> **What you need to do**:
Filter the data below for the string "down" and copy each matching line.

> **Provided records**:
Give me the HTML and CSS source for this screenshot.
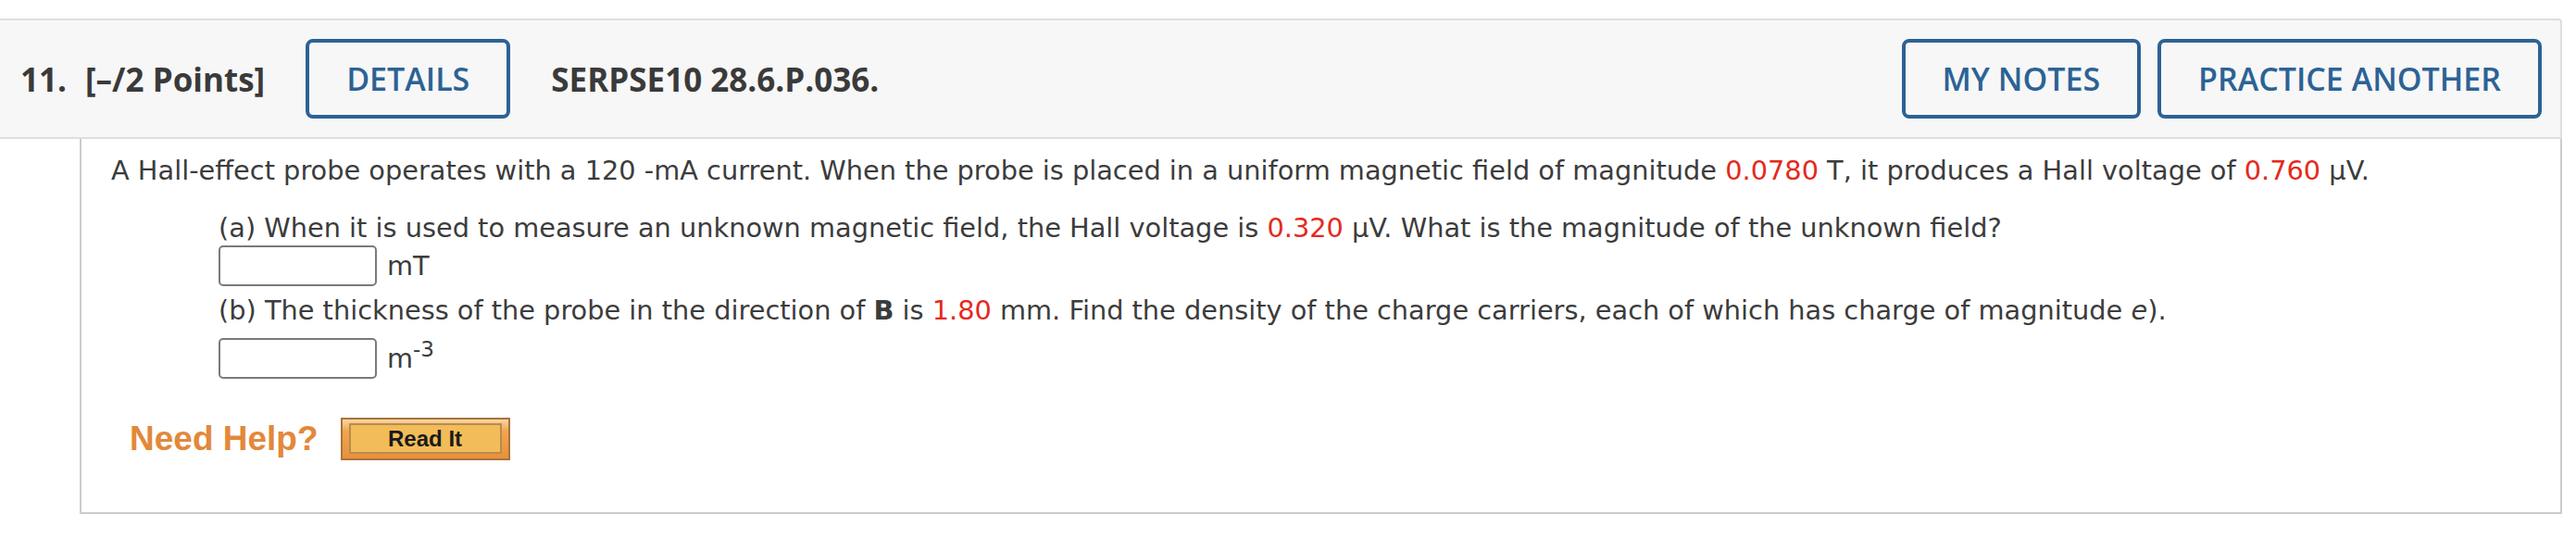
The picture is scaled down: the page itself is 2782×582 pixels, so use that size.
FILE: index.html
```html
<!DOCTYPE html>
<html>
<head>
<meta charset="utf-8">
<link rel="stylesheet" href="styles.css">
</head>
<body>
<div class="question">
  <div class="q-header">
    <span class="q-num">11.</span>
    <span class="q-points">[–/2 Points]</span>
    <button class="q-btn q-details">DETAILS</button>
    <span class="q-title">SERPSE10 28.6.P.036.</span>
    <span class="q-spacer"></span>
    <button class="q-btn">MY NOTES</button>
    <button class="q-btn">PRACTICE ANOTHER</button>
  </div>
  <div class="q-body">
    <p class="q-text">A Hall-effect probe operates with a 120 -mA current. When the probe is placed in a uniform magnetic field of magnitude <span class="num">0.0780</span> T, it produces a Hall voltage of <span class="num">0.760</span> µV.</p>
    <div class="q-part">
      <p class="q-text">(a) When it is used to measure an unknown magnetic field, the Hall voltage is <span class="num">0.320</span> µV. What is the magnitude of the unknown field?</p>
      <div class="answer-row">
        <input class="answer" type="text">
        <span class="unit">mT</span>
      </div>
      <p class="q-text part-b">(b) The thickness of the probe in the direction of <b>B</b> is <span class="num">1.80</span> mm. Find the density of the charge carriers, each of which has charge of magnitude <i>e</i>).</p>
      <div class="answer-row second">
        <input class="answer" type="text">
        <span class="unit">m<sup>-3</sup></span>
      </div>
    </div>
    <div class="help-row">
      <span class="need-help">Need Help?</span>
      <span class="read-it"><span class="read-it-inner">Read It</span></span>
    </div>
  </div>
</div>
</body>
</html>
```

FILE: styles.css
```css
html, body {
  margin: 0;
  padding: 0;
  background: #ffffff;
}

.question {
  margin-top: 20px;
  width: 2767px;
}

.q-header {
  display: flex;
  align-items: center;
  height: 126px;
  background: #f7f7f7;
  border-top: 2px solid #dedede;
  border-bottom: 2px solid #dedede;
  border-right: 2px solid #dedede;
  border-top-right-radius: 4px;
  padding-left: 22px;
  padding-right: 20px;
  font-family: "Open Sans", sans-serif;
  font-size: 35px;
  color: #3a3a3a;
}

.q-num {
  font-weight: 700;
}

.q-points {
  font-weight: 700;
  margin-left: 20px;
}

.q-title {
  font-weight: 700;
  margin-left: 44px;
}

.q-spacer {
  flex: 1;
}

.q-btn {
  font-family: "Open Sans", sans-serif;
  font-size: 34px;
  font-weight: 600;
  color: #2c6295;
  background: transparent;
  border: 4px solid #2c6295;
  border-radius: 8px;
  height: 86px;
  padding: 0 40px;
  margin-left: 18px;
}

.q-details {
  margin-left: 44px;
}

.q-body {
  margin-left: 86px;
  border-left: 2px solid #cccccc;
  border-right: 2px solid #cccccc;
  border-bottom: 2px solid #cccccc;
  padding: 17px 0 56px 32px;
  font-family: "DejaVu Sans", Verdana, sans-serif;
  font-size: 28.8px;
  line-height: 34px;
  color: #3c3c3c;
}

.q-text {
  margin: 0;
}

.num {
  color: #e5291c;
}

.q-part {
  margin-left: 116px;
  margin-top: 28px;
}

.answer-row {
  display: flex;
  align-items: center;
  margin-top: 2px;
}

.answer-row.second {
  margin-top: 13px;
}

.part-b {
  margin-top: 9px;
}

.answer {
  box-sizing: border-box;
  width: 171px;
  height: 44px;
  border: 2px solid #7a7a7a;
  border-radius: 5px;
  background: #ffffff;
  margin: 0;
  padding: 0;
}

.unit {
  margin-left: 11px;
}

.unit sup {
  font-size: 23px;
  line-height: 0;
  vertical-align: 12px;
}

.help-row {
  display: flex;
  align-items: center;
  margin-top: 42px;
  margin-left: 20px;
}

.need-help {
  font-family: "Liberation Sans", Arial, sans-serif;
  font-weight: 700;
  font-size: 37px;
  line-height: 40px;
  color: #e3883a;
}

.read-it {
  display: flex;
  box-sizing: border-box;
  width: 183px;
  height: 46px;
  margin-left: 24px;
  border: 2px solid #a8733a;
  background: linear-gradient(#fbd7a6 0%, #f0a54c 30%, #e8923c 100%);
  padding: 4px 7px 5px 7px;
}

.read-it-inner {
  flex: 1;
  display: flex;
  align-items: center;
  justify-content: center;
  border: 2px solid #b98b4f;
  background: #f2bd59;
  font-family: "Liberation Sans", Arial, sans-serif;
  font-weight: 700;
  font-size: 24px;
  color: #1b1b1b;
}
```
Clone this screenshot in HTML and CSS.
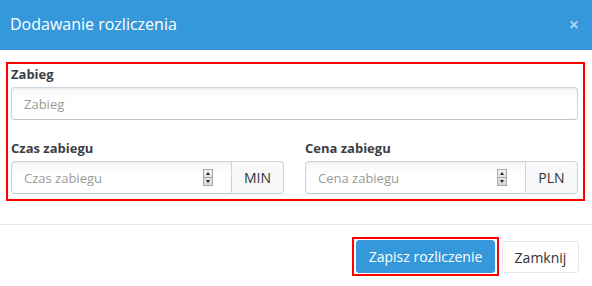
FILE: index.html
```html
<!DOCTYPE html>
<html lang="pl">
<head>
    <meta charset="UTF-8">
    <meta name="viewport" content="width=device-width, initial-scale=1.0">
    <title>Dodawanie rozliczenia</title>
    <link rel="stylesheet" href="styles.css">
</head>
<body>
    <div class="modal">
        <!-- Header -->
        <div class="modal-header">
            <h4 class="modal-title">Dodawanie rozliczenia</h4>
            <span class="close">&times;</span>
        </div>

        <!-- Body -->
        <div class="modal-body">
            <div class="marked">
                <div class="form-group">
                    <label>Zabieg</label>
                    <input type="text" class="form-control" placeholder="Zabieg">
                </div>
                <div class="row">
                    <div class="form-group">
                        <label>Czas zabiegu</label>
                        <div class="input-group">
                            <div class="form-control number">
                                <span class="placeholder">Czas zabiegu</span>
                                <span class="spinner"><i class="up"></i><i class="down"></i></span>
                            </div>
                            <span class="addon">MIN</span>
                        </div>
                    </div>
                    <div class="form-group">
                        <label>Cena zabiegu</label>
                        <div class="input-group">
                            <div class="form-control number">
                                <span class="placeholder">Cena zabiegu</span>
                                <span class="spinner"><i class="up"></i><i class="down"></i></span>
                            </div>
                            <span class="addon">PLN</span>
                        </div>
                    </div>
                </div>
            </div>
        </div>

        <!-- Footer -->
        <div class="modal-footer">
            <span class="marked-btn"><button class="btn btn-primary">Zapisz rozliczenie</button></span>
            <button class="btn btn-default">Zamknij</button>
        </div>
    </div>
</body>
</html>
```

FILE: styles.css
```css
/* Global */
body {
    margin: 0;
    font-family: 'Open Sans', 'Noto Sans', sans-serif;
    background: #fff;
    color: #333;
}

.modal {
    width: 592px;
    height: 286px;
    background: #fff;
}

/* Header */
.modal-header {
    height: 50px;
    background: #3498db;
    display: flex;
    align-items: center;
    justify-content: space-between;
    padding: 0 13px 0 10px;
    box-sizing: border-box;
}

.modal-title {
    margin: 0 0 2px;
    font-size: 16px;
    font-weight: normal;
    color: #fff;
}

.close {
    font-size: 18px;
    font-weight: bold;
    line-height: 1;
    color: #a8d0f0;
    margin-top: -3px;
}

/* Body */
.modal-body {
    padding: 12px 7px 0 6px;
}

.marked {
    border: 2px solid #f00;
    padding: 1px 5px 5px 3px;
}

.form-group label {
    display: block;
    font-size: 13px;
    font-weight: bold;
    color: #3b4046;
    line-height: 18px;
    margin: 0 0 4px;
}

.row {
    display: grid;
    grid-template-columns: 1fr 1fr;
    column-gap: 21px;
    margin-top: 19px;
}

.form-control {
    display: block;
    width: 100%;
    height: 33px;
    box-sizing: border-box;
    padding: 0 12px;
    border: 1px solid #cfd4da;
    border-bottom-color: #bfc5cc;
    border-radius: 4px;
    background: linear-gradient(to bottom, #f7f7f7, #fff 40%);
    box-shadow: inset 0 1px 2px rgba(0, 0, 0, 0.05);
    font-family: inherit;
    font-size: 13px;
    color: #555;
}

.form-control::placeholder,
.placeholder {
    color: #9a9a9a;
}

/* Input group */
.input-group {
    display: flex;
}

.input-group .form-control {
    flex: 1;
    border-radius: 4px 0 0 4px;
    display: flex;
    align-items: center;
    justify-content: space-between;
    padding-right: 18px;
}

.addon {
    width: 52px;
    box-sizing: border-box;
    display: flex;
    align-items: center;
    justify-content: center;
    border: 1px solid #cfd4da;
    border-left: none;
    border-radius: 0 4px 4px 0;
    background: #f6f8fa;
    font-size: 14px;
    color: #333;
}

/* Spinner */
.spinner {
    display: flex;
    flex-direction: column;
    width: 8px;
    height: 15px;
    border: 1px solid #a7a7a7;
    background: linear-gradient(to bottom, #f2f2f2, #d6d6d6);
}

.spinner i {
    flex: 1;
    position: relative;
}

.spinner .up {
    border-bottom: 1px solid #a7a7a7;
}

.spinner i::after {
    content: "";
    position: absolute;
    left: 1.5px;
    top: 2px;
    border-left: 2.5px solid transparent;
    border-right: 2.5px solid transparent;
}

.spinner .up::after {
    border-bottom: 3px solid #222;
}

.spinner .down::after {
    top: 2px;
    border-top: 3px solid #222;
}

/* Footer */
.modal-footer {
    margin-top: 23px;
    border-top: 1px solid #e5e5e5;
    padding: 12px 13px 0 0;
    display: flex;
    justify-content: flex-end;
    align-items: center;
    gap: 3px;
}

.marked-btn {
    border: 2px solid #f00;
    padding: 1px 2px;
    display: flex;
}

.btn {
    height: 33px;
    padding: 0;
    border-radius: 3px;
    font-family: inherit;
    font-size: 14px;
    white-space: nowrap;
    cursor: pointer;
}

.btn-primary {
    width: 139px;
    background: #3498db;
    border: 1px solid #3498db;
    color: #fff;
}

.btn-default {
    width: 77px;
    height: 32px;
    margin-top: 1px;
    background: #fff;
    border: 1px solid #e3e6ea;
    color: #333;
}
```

> **Task response**:
The picture is scaled down: the page itself is 2782×582 pixels, so use that size.
                                <span class="spinner"><i class="up"></i><i class="down"></i></span>
                                <span class="spinner"><i class="up"></i><i class="down"></i></span>
.spinner .down::after {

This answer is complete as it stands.